I have no confidence in my ability to assess the validity of these mechanisms, so I won't try. But I am confident that there is an important upside to libertarian panic, even if it is unjustified: Libertarian panic makes the checks outlined above work robustly. (The relative paucity of such panic under Obama, compared to Bush, explains a bit why Obama was able to push the margins of executive power more successfully than Bush). As I wrote in Power and Constraint, after explaining why I did not think waterboarding would ever return:
There is a paradox in the human rights community’s belief that waterboarding is still on the table, despite the unprecedented accountability and pushback of the past decade. That accountability and pushback resulted because human rights organizations, like many others throughout the presidential synopticon, believed that there was inadequate accountability and pushback and fought hard to achieve more. Many in the presidential synopticon, especially in the human rights community, remain alarmed by what they see as endless and undefined war, excessive presidential secrecy, insufficient judicial review of the President’s actions, too much surveillance, inadequate congressional involvement, and many other evils of the post-9/ 11 presidency. They continue to push hard against the government with lawsuits, FOIA requests, accountability campaigns, and strident charges against public officials. This is all very healthy for the presidency and for national security. The continued efficacy of the presidential synopticon depends on just this type of skeptical attitude about the synopticon’s efficacy.
Or as Tim Edgar put it more succinctly when I made a similar point on twitter: “.@jacklgoldsmith says Trump won't get away with the worst abuses, but only if we don't believe @jacklgoldsmith is right about this.”

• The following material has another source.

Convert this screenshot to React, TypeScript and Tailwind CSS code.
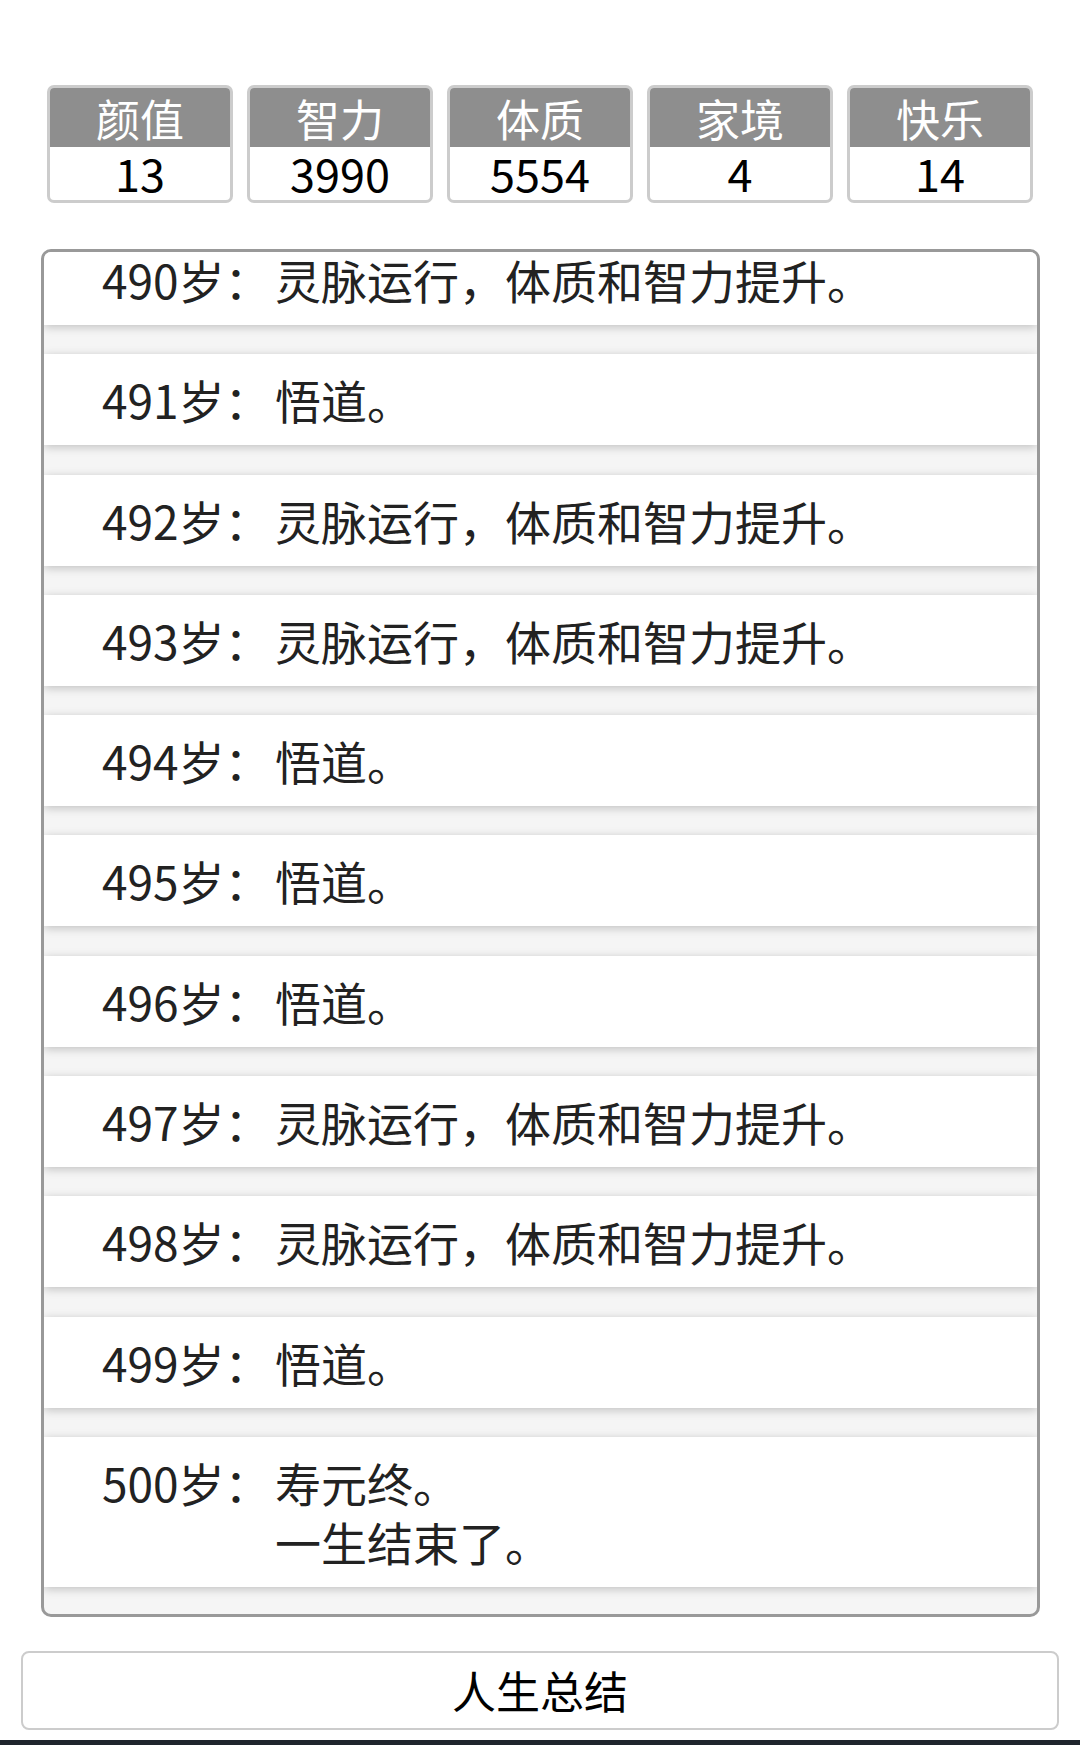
import React from "react";

const FONT = { fontFamily: '"Noto Sans CJK SC", "Noto Sans", sans-serif' };

const STATS = [
  { label: "颜值", value: 13 },
  { label: "智力", value: 3990 },
  { label: "体质", value: 5554 },
  { label: "家境", value: 4 },
  { label: "快乐", value: 14 },
];

const GROW = "灵脉运行，体质和智力提升。";
const WUDAO = "悟道。";

const EVENTS: { age: number; lines: string[] }[] = [
  { age: 490, lines: [GROW] },
  { age: 491, lines: [WUDAO] },
  { age: 492, lines: [GROW] },
  { age: 493, lines: [GROW] },
  { age: 494, lines: [WUDAO] },
  { age: 495, lines: [WUDAO] },
  { age: 496, lines: [WUDAO] },
  { age: 497, lines: [GROW] },
  { age: 498, lines: [GROW] },
  { age: 499, lines: [WUDAO] },
  { age: 500, lines: ["寿元终。", "一生结束了。"] },
];

function StatBox({ label, value }: { label: string; value: number }) {
  return (
    <div className="flex flex-col h-[118px] border-[3px] border-[#cccccc] rounded-[7px] overflow-hidden bg-white">
      <div className="h-[59px] flex items-center justify-center bg-[#8e8e8e] text-white text-[44px] leading-none">
        {label}
      </div>
      <div className="flex-1 flex items-center justify-center text-black text-[45px] leading-none pb-[2px]">
        {value}
      </div>
    </div>
  );
}

export default function App() {
  return (
    <div className="w-[1080px] h-[1745px] bg-white flex flex-col overflow-hidden" style={FONT}>
      <div className="shrink-0 grid grid-cols-5 gap-[14px] px-[47px] pt-[85px]">
        {STATS.map((s) => (
          <StatBox key={s.label} label={s.label} value={s.value} />
        ))}
      </div>

      <div className="shrink-0 mt-[46px] ml-[41px] mr-[40px] h-[1368px] border-[3px] border-[#999999] rounded-[10px] overflow-hidden bg-[#f5f5f5]">
        <div className="flex flex-col gap-[29.3px] -mt-[18px]">
          {EVENTS.map((e) => (
            <div
              key={e.age}
              className="flex bg-white pl-[58px] py-[16px] text-[46px] leading-[59px] text-[#222222] shadow-[0_2px_9px_rgba(0,0,0,0.22)]"
            >
              <span className="w-[173px] shrink-0">{e.age}岁：</span>
              <div className="flex flex-col">
                {e.lines.map((l) => (
                  <span key={l}>{l}</span>
                ))}
              </div>
            </div>
          ))}
        </div>
      </div>

      <button
        type="button"
        className="shrink-0 mt-[34px] mx-[21px] h-[79px] border-2 border-[#cccccc] rounded-[8px] bg-white text-black text-[44px] leading-[1.2] text-center"
      >
        人生总结
      </button>

      <div className="shrink-0 mt-[10px] h-[20px] bg-[#1f252d]" />
    </div>
  );
}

Libertarian panic is ingrained in our national psyche, and has been one of the secret mechanisms of constraint on Executive power since the Founding. And perhaps even before. Tim pointed out in response to a draft of this piece that “the United States of America is quite literally founded on libertarian panic. The complaints against the King in the Declaration of Independence are not a fair indictment of British policy towards the colonies; its list of ‘repeated injuries and usurpations’ is highly polemical and unfair, designed to put the British government in the worst possible light.”
The thoughts above should not be construed as a prediction that President Trump won’t do very bad things on the national security and intelligence fronts. I expect and predict that he will do very bad things, primarily due to personal qualities that I think make him uniquely poorly suited to be Commander in Chief.
Also, a president acting within his lawful discretion can take action (including action related to war—the Obama precedents are robust), issue statements, make findings, and do many other things than can seriously harm our nation and other nations. Some of the checking functions I describe can temper lawful but irresponsible presidential action, but my confidence in these checks in the context of lawful discretion is much reduced. We depend on a President’s good faith and judgment in exercising lawful discretion to an extent that most of us have not previously appreciated.
More generally, the checking functions I described assume that the President wants to change the status quo and that various institutions resist. But Presidents can also do harmful things by not initiating action—such as, for example, when he refuses to initiate action needed to prevent a crisis, or when he fails to condemn (and thus gives aid to) certain forms of abusive private actions.
In addition, and obviously, Trump’s mere pledges to violate the law—to waterboard, or kill civilians, or discriminate on the basis of religion or nationality, etc.—can have a devastating impact on U.S. interests, at home and abroad, even if he is unwilling or unable to carry them out.
There will also be a great deal of dispute in the coming years, I realize, about what is lawful and what is not lawful. In some ways waterboarding and targeting civilians are easy cases because they are so clearly unlawful. But many things that president Trump might try to do—for example, certain types of intelligence investigations of Muslim organizations with alleged ties to Islamist terrorism, or certain types of tax investigations of disfavored groups; there are a million other hypothetical examples—will be legally contested, depending on how it is carried out and where one sits. I have no doubt that President Trump—like all Presidents—will in some contexts test the line of legality and see how far he can move it to serve his values and interests. And I expect the checks outlined above, infused with libertarian panic, to push back hard. I don’t expect the equilibrium that emerges to be uncontroversial—far from it. But I have more confidence in these checks than my many of my Lawfare colleagues, and I believe that Trump cannot succeed in his more controversial plans at home over the medium term without a chop by and the approval of the other institutions of government.
Finally, I do not rule out unlawful action in the face of an attack amounting to an emergency. History teaches that no set of U.S. government institutions can prevent security panics in the face of truly devastating attack, no matter who the President is. I do believe, however, that even in that event we likely won’t see a return to repudiated practices like waterboarding. As I wrote in Power and Constraint:
A persistent theme in American history is that when Presidents act aggressively to curtail civil liberties at the dawn of a war or an emergency in a way that is later regretted, those regrets are remembered in the next war or emergency and are not repeated. No President has replicated Lincoln’s indiscriminate suspension of the writ of habeas corpus or his military trials for civilians in the United States. We have never again seen loyalty prosecutions as in World War I, or anything like the World War II exclusion of Japanese-Americans. The public criticism, regret, and ostracism that followed these practices stigmatized them and prevented their repetition. The same is likely true for officially sanctioned waterboarding.
So while I don’t want to deny that many awful things might happen under the command of President Trump, I nonetheless believe he won’t be able to execute the unlawful commands that so many are worried about except in the circumstances so extreme that any President would act aggressively in ways later deemed unlawful.
Short of that situation—and that has not been the context for most Trump anxiety to date—I think the widespread panic about Trump and law compliance in the intelligence and military communities is misplaced. And yet that panic can be useful, indeed vital, even if misplaced.